Baytex delivered 5% quarter-over-quarter heavy oil growth in the third quarter of 2025. Record performance across Clearwater, Bluesky and Mannville assets was supported by new pool discoveries and multilateral development success, which together underpin the stability of Baytex’s heavy oil business. These plays are characterized by low breakevens, allowing the company to remain cash-flow positive even when pricing softens, further aided by improved market access following the Trans Mountain Expansion pipeline startup.
Inventory depth is another competitive advantage. Baytex controls approximately 1,100 heavy oil drilling locations, representing more than a decade of future development runway. This long-life, repeatable resource base gives Baytex multi-year visibility to production stability and cash flow generation — an attribute investors typically associate with large-cap peers like Canadian Natural and Suncor. The strategic shift back to heavy oil, supported by modern drilling efficiencies, positions Baytex to extract consistent value from a historically cyclical segment.
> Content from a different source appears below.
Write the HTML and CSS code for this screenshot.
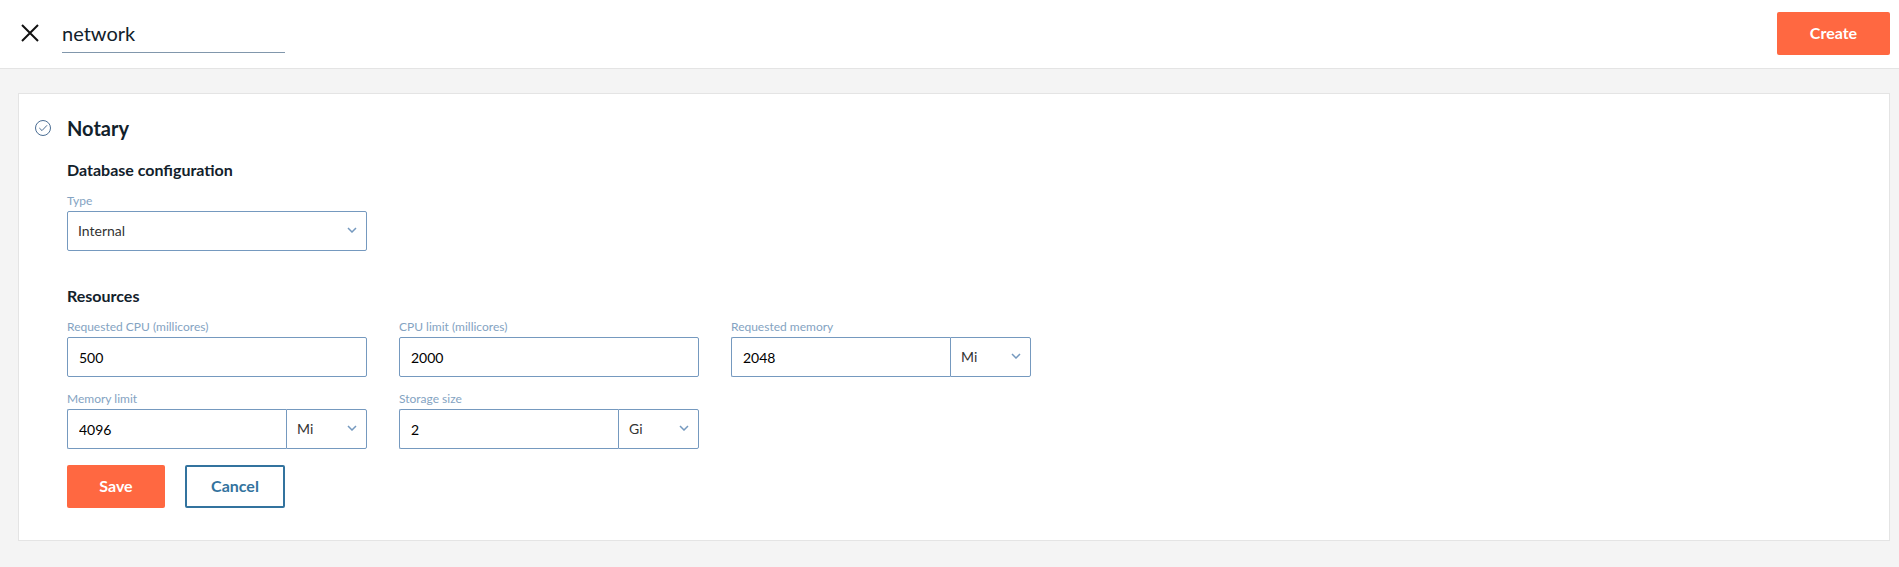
FILE: index.html
```
<!DOCTYPE html>
<html lang="en">

<head>
  <meta charset="utf-8">
  <title>network</title>
  <meta name="viewport" content="width=device-width, initial-scale=1">
  <link rel="stylesheet" href="styles.css">
</head>

<body>
  <header class="topbar">
    <button type="button" class="btn-close" aria-label="Close">
      <svg width="18" height="18" viewBox="0 0 18 18">
        <path d="M1 1L17 17M17 1L1 17" />
      </svg>
    </button>
    <input type="text" class="name-input" aria-label="Name" value="network">
    <button type="submit" form="notary" class="btn btn-primary btn-create">Create</button>
  </header>

  <main class="card">
    <svg class="status" width="16" height="16" viewBox="0 0 16 16">
      <circle cx="8" cy="8" r="7.5" />
      <path d="M4.3 8L7 10.6L12 5.3" />
    </svg>
    <form id="notary" class="form">
      <h1>Notary</h1>

      <h2>Database configuration</h2>
      <div class="fields">
        <div class="group">
          <label for="dbType">Type</label>
          <div class="select">
            <select id="dbType">
              <option>Internal</option>
              <option>External</option>
            </select>
            <svg class="chevron" width="10" height="6" viewBox="0 0 10 6"><path d="M1 1L5 5L9 1" /></svg>
          </div>
        </div>
      </div>

      <h2 class="resources">Resources</h2>
      <div class="fields">
        <div class="group">
          <label for="cpuRequest">Requested CPU (millicores)</label>
          <input type="text" id="cpuRequest" value="500">
        </div>
        <div class="group">
          <label for="cpuLimit">CPU limit (millicores)</label>
          <input type="text" id="cpuLimit" value="2000">
        </div>
        <div class="group">
          <label for="memoryRequest">Requested memory</label>
          <div class="with-unit">
            <input type="text" id="memoryRequest" value="2048">
            <div class="select">
              <select aria-label="Requested memory unit">
                <option>Mi</option>
                <option>Gi</option>
              </select>
              <svg class="chevron" width="10" height="6" viewBox="0 0 10 6"><path d="M1 1L5 5L9 1" /></svg>
            </div>
          </div>
        </div>
        <div class="group">
          <label for="memoryLimit">Memory limit</label>
          <div class="with-unit">
            <input type="text" id="memoryLimit" value="4096">
            <div class="select">
              <select aria-label="Memory limit unit">
                <option>Mi</option>
                <option>Gi</option>
              </select>
              <svg class="chevron" width="10" height="6" viewBox="0 0 10 6"><path d="M1 1L5 5L9 1" /></svg>
            </div>
          </div>
        </div>
        <div class="group">
          <label for="storage">Storage size</label>
          <div class="with-unit">
            <input type="text" id="storage" value="2">
            <div class="select">
              <select aria-label="Storage size unit">
                <option>Gi</option>
                <option>Mi</option>
              </select>
              <svg class="chevron" width="10" height="6" viewBox="0 0 10 6"><path d="M1 1L5 5L9 1" /></svg>
            </div>
          </div>
        </div>
      </div>

      <div class="actions">
        <button type="submit" class="btn btn-primary">Save</button>
        <button type="button" class="btn btn-outline">Cancel</button>
      </div>
    </form>
  </main>
</body>

</html>
```

FILE: styles.css
```
* {
  box-sizing: border-box;
}

body {
  margin: 0;
  background-color: #f4f4f4;
  color: #12212b;
  font-family: Lato, sans-serif;
}

input,
select,
button {
  margin: 0;
  font-family: inherit;
}

svg {
  display: block;
  fill: none;
}

.topbar {
  display: flex;
  align-items: center;
  padding: 12px 9px 13px 21px;
  background-color: #fff;
  border-bottom: 1px solid #e4e4e4;
}

.btn-close {
  padding: 0 0 1px;
  border: none;
  background: none;
  cursor: pointer;
}

.btn-close svg {
  stroke: #111;
  stroke-width: 2;
}

.name-input {
  width: 223px;
  height: 38px;
  margin-left: 23px;
  padding: 0;
  border: none;
  border-bottom: 1px solid #8197ac;
  background: none;
  color: #12212b;
  font-size: 20px;
}

.card {
  display: flex;
  align-items: flex-start;
  margin: 24px 9px 24px 18px;
  padding: 22px 16px 32px;
  background-color: #fff;
  border: 1px solid #e4e4e4;
}

.status {
  flex: none;
  margin: 4px 16px 0 0;
  stroke: #4a6d93;
}

.form {
  flex: 1;
}

h1,
h2 {
  margin: 0;
  font-weight: bold;
}

h1 {
  margin-bottom: 19px;
  font-size: 20px;
  line-height: 24px;
}

h2 {
  margin-bottom: 14px;
  font-size: 16px;
  line-height: 22px;
}

.resources {
  margin-top: 34px;
}

.fields {
  display: grid;
  grid-template-columns: repeat(3, 300px);
  gap: 16px 32px;
}

.group label {
  display: block;
  margin-bottom: 4px;
  color: #84a3c2;
  font-size: 12px;
  line-height: 12px;
}

.group input,
.group select {
  display: block;
  width: 100%;
  height: 40px;
  border: 1px solid #7599bf;
  border-radius: 2px;
  background-color: #fff;
  font-size: 14px;
}

.group input {
  padding: 0 11px;
  color: #000;
}

.group select {
  padding: 0 10px 2px;
  color: #333;
  appearance: none;
}

.select {
  position: relative;
}

.chevron {
  position: absolute;
  top: 16px;
  right: 10px;
  stroke: #7599bf;
  stroke-width: 1.5;
  pointer-events: none;
}

.with-unit {
  display: flex;
}

.with-unit input {
  flex: 1;
  min-width: 0;
  border-right: none;
  border-radius: 2px 0 0 2px;
}

.with-unit .select {
  width: 81px;
}

.with-unit select {
  border-radius: 0 2px 2px 0;
}

.actions {
  display: flex;
  gap: 20px;
  margin-top: 16px;
}

.btn {
  min-width: 98px;
  height: 43px;
  padding: 0 32px 2px;
  border: none;
  border-radius: 2px;
  font-size: 16px;
  font-weight: bold;
  cursor: pointer;
}

.btn-primary {
  background-color: #ff6841;
  color: #fff;
}

.btn-outline {
  min-width: 100px;
  padding: 0 24px 2px;
  border: 2px solid #33739e;
  background-color: #fff;
  color: #33739e;
}

.btn-create {
  min-width: 113px;
  margin-left: auto;
}
```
While heavy oil drives near-term cash flow, Pembina Duvernay is poised to be Baytex’s largest source of long-term growth. The asset’s recent quarterly results were exceptional. Pembina Duvernay production surged to a record 10,185 barrels of oil-equivalent per day (Boe/d) in the third quarter, up 53% sequentially. The strong performance across recent wells underscores the productivity and high quality of this condensate-rich play.
Baytex plans to scale development into a full one-rig continuous program in 2026, supported by 212 total drilling locations that provide years of growth runway. The company reiterated its goal of growing Pembina volumes to 20,000–25,000 Boe/d by 2029–2030. Given the robust well results and improved completion efficiency, this target appears well supported. Duvernay thus complements heavy oil by giving Baytex a scalable light-oil engine with strong capital efficiency — an important consideration relative to diversified competitors such as Canadian Natural and Suncor Energy.

Baytex’s third-quarter 2025 results underscore the benefits of its capex phasing. More than 80% of its 2025 exploration and development spending occurred in the first three quarters of the year, meaning softer fourth-quarter production expectations are offset by significantly lower capital outlays. The company generated C$143 million in free cash flow in the third quarter and, despite softer commodity prices, is projected to deliver meaningful free-cash-flow contributions in the fourth quarter and for the full year.
By year-end, net debt is expected to decline to about C$2.1 billion, and credit facility drawings should remain minimal, underscoring the continued strengthening of the balance sheet. As capex moderates further in 2026, free cash flow visibility strengthens materially, supporting both shareholder returns and disciplined reinvestment.
Baytex is currently a Zacks Rank #1 (Strong Buy) stock. The company’s strategic reset, strengthened financial position, high-quality heavy oil inventory and fast-growing Pembina Duvernay platform all point to sustained operational momentum. Supported by improving fundamentals, Baytex’s current investment profile appears increasingly compelling for investors seeking exposure to a leaner, more resilient Canadian producer.